WRITTEN REQUEST. Extract all lines that hold "this" from the records below.

EXTRACTED INFORMATION.
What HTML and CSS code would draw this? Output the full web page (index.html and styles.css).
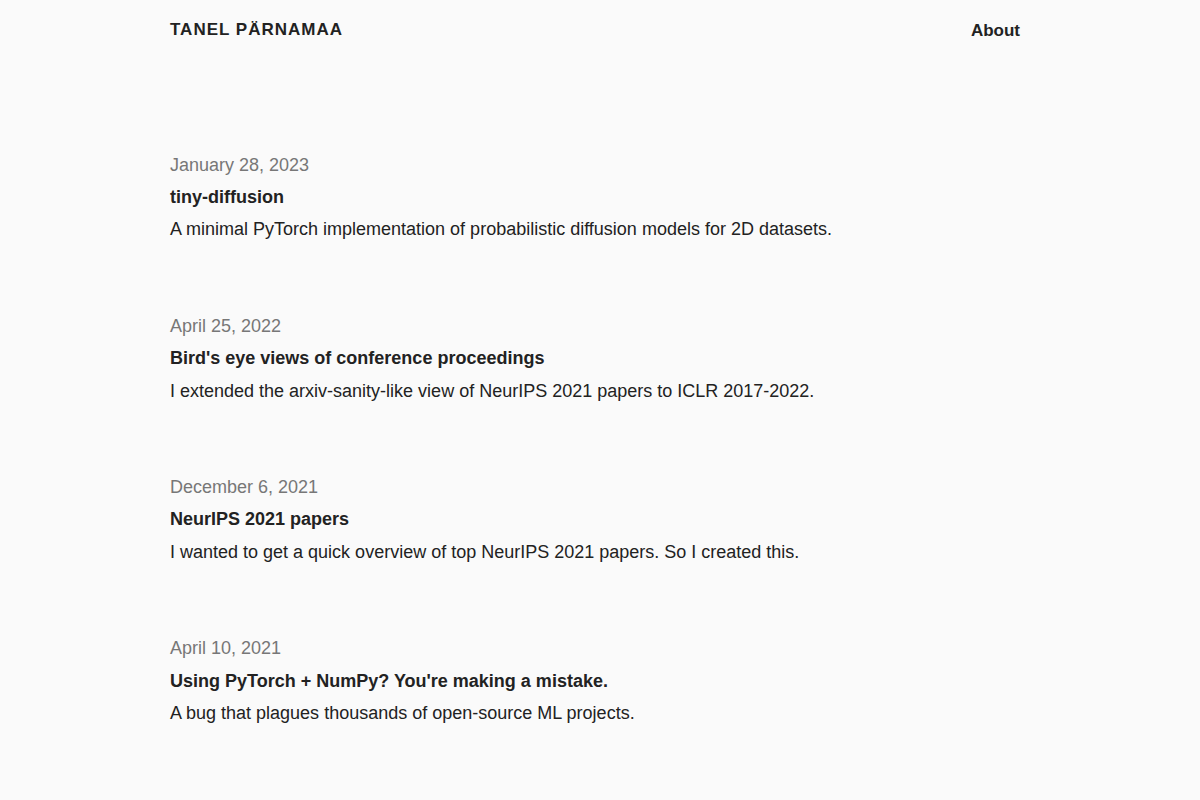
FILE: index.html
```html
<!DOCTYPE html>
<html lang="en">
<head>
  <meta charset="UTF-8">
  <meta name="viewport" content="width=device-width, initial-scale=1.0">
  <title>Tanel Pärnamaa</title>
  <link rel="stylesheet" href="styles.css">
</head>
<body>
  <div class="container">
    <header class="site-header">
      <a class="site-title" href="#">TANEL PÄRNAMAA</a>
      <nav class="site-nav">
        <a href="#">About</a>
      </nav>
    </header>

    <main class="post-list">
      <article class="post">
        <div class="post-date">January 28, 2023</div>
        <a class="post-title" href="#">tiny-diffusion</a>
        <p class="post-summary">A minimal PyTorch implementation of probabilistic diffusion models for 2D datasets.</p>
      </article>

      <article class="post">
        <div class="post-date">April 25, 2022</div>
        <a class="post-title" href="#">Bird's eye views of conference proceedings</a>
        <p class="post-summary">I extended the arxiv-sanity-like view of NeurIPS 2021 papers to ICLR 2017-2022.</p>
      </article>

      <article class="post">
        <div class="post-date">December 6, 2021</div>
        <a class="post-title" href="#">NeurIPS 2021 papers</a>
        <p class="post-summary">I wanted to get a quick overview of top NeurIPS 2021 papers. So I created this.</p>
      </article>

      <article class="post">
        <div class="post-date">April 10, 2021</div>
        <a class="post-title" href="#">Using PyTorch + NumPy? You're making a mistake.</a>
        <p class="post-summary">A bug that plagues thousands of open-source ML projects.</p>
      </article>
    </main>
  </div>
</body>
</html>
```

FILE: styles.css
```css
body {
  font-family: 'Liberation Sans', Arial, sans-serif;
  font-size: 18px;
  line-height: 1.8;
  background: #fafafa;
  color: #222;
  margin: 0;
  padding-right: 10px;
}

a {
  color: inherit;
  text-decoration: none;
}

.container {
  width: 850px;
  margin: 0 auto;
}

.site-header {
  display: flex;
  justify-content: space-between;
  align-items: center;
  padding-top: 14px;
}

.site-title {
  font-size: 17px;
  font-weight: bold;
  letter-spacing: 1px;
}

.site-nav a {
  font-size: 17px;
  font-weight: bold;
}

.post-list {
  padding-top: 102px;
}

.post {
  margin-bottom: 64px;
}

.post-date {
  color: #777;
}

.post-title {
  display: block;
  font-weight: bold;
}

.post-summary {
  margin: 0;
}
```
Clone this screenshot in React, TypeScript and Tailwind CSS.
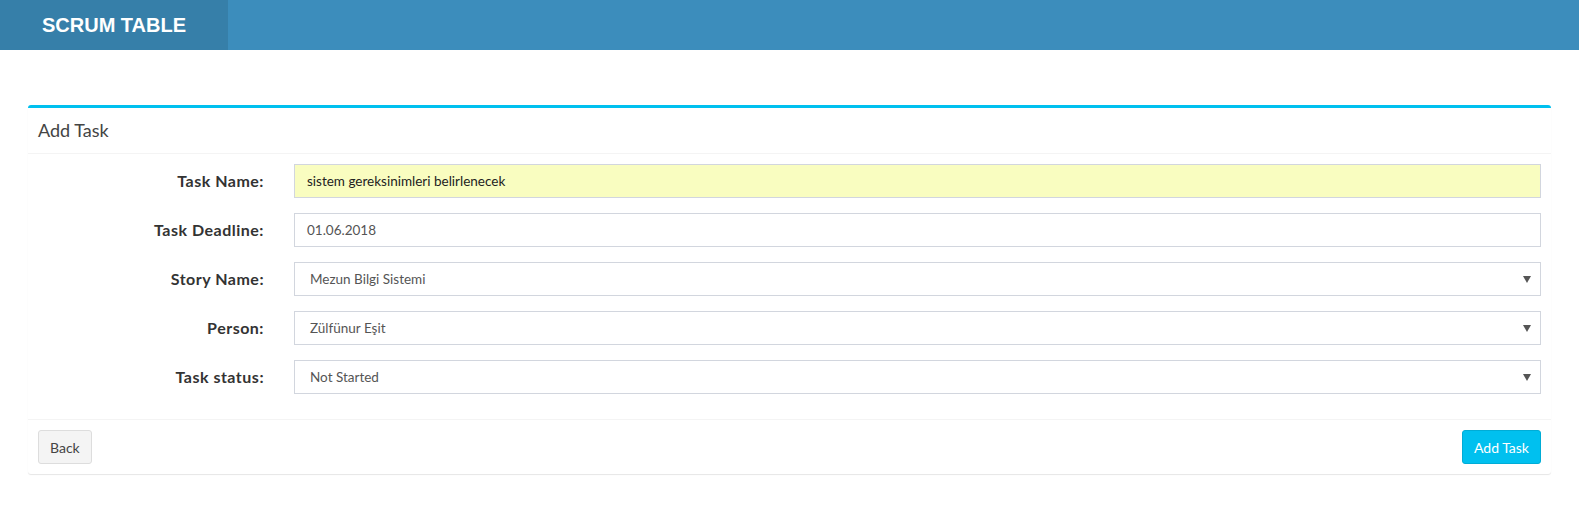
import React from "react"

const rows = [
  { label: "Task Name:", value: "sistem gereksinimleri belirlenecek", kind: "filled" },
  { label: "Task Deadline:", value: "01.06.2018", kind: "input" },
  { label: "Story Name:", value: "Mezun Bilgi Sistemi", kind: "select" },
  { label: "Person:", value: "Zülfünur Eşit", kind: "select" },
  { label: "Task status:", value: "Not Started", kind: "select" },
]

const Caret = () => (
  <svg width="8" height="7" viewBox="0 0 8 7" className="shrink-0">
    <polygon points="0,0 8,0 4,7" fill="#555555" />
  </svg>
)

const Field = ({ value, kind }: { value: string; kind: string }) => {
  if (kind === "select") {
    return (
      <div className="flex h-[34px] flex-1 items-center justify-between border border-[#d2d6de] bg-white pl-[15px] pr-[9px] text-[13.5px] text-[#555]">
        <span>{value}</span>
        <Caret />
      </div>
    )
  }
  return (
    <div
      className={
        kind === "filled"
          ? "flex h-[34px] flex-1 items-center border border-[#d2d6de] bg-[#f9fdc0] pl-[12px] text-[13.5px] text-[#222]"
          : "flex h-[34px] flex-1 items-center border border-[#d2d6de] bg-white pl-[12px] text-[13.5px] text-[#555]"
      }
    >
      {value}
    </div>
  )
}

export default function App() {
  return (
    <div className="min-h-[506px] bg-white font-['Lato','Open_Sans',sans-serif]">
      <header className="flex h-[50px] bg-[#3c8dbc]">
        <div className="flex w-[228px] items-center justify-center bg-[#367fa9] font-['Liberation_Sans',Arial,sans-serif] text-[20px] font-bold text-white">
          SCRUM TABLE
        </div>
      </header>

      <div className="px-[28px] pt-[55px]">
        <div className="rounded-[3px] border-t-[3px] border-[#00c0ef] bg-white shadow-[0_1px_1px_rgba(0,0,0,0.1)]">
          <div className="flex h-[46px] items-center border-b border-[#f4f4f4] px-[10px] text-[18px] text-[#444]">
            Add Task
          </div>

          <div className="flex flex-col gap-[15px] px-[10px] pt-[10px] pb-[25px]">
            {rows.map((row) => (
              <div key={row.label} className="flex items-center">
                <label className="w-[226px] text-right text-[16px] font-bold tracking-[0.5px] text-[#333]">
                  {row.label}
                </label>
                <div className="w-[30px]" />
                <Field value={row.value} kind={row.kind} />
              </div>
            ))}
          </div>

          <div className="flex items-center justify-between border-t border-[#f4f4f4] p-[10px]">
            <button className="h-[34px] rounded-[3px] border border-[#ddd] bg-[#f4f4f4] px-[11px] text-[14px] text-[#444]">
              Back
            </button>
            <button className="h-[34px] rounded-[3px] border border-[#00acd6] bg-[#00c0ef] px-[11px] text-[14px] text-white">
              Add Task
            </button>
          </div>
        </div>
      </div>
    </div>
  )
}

* * *

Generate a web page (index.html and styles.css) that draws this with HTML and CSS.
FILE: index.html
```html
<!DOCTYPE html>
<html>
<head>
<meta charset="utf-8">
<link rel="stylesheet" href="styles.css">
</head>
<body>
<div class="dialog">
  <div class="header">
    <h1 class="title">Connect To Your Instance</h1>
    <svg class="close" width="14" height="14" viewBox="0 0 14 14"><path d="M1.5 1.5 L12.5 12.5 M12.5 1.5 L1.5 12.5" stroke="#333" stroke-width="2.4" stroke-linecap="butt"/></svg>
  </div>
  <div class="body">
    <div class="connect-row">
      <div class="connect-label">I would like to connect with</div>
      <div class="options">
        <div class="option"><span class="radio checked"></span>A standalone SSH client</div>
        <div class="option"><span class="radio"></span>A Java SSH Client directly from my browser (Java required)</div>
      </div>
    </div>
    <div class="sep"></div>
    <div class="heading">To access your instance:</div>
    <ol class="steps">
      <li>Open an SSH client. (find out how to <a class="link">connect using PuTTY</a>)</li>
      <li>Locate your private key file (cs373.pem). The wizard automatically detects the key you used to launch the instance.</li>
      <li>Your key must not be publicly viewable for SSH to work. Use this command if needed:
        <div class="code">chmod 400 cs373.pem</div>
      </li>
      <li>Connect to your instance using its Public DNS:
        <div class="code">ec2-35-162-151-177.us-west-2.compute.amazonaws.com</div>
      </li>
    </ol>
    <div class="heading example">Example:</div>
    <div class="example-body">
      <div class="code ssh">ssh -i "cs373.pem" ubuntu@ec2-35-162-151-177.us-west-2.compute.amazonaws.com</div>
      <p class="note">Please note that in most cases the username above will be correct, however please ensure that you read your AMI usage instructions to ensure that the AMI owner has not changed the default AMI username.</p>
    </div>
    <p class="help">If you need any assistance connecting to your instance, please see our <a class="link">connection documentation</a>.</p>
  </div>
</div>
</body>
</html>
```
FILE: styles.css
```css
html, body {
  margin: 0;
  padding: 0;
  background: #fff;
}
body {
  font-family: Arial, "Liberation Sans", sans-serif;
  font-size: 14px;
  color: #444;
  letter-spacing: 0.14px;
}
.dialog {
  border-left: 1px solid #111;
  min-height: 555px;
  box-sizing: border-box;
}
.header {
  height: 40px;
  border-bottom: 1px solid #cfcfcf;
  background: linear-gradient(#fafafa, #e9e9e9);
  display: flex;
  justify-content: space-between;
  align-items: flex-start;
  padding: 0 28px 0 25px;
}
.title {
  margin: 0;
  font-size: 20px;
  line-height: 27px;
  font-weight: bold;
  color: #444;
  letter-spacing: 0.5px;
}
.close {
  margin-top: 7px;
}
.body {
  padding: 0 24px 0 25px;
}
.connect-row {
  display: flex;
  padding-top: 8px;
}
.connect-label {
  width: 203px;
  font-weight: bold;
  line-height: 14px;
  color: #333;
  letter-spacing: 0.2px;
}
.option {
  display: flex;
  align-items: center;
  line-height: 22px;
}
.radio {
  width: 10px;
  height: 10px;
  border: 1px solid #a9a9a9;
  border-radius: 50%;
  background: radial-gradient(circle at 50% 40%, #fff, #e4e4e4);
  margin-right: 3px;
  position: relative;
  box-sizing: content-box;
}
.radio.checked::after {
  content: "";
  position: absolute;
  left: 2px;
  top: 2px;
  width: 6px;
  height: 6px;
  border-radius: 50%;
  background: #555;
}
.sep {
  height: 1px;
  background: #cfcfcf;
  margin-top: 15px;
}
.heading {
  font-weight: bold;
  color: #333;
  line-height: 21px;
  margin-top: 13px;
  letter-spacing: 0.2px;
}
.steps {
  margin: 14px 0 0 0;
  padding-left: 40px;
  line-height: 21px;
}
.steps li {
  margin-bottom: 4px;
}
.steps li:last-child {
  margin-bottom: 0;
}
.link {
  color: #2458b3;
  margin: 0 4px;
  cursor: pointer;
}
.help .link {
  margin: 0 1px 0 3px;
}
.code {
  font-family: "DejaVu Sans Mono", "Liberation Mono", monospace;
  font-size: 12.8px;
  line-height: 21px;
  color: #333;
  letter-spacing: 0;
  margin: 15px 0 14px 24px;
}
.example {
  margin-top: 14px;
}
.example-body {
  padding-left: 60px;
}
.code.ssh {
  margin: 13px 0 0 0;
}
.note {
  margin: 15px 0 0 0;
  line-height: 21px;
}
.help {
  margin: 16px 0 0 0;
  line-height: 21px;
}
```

==

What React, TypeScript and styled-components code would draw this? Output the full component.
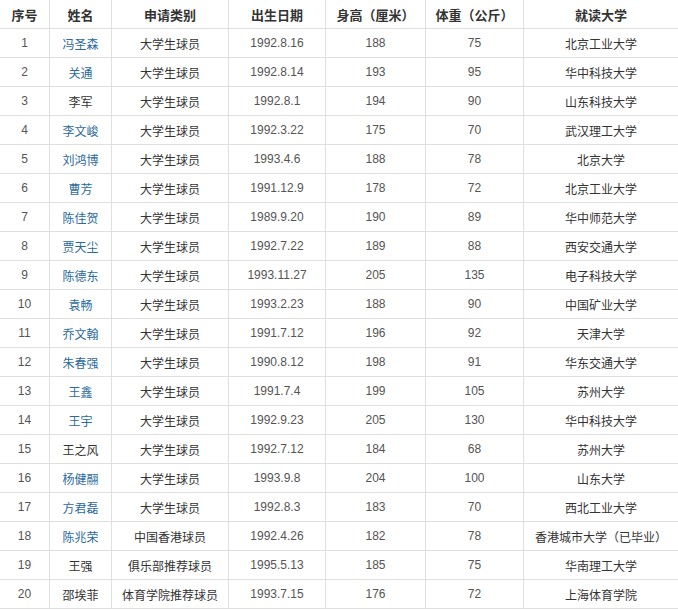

WRITTEN ANSWER.
What HTML and CSS code would draw this? Output the full web page (index.html and styles.css).
        <p class="post-summary">I wanted to get a quick overview of top NeurIPS 2021 papers. So I created this.</p>
Clone this screenshot in React, TypeScript and Tailwind CSS.
Generate a web page (index.html and styles.css) that draws this with HTML and CSS.
      <li>Your key must not be publicly viewable for SSH to work. Use this command if needed:
What React, TypeScript and styled-components code would draw this? Output the full component.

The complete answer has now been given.